With or without side effects, a function call says "go to this other place and do this other thing and bring back the result". That's a kind of goto – a structured kind that's always paired with a return. This is higher level than the old-fashioned GOTO but that doesn't make it complexity-free. It's still possible to create spaghetti with it.
Maybe that sounds pedantic, but I don't think it is, because interaction complexity needs to be minimized just like other kinds of complexity do. When you call a function you are implicitly drawing a line between the caller and the callee. Imagine a picture of your program with all those lines drawn at once. That picture ought to have some order to it.
Side effects are a different kind of complexity. If pure function calls are like going camping and leaving nothing behind, then function calls with side effects are like going camping and burning a fire or littering or what have you.
I don't know scala, but that CSV parser looks wrong. You will fail on any CSV file that contains commas in data items. It's the same reason why you can't use awk's field separators to parse CSV files.
My only problem with Clojure is the terrible JVM start up time.
While I agree that for typical long running applications like web servers/web applications this isn't really an issue, the problem manifests itself when you want to write small scripts or small command line applications that have similar performance to their Java equivalent.

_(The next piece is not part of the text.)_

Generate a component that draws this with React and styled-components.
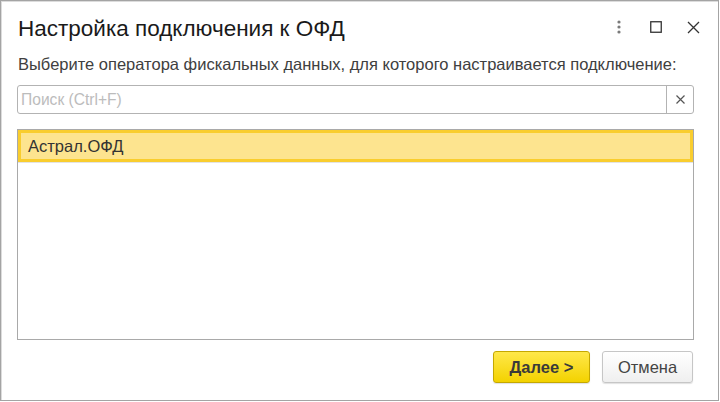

If you write a CLI app in Java, the application will execute almost instantly as soon as you run it, but with languages like Clojure/Scala you have to wait a long time.
If you write a CLI app in Java, the application will execute almost instantly as soon as you run it, but with languages like Clojure/Scala you have to wait a long time.
I assume this means you are running the uncompiled version as the script? For Scala at least that is fairly uncommon in situations outside development.
(Note that to do the same in Java is very hard - you'd have to write a custom compile & execute script - and then it would perform similarly to the Scala/Clojure app anyway).
Also, I think it is great to see the startup time for a Java application praised. How things have changed!
ClojureScript is a potential way around the JVM; but there's the disadvantage of less libraries (since cljs tends to be used more in the browser), and you can't easily edit scripts in place since they have to be run through the (JVM) compiler first.
> My only problem with Clojure is the terrible JVM start up time.
Can't find it anymore, sadly, but I remember a guy had done some profiling (on leiningen maybe?) and it turns out more than 90% of the startup time was loading core.clj, not the JVM startup when only took a small fraction of the total.
(now part of clojure.core being so slow goes back to the JVM: a lot of resources are expended JITing stuff which — for leiningen — will just be thrown out. Hence the quite frequent recommendation to run the JVM in -client mode if possible. The -server VM also allocates way more memory on startup)
The damning point against Scala there is that the Scala program is only about 30% the length of Java.
That's not enough savings to make up for the complexity of a language that seems like an unholy union of Perl, C++ and F#.
For me the breakthrough in Scala was understanding enough about how it works that I could interface with Scala code easily in Java. At that point I could copy any of those patterns in Java. They were a little more verbose than Scala, but more reliable because I wasn't worrying that some piece of magic was going to cause something extraordinary to happen.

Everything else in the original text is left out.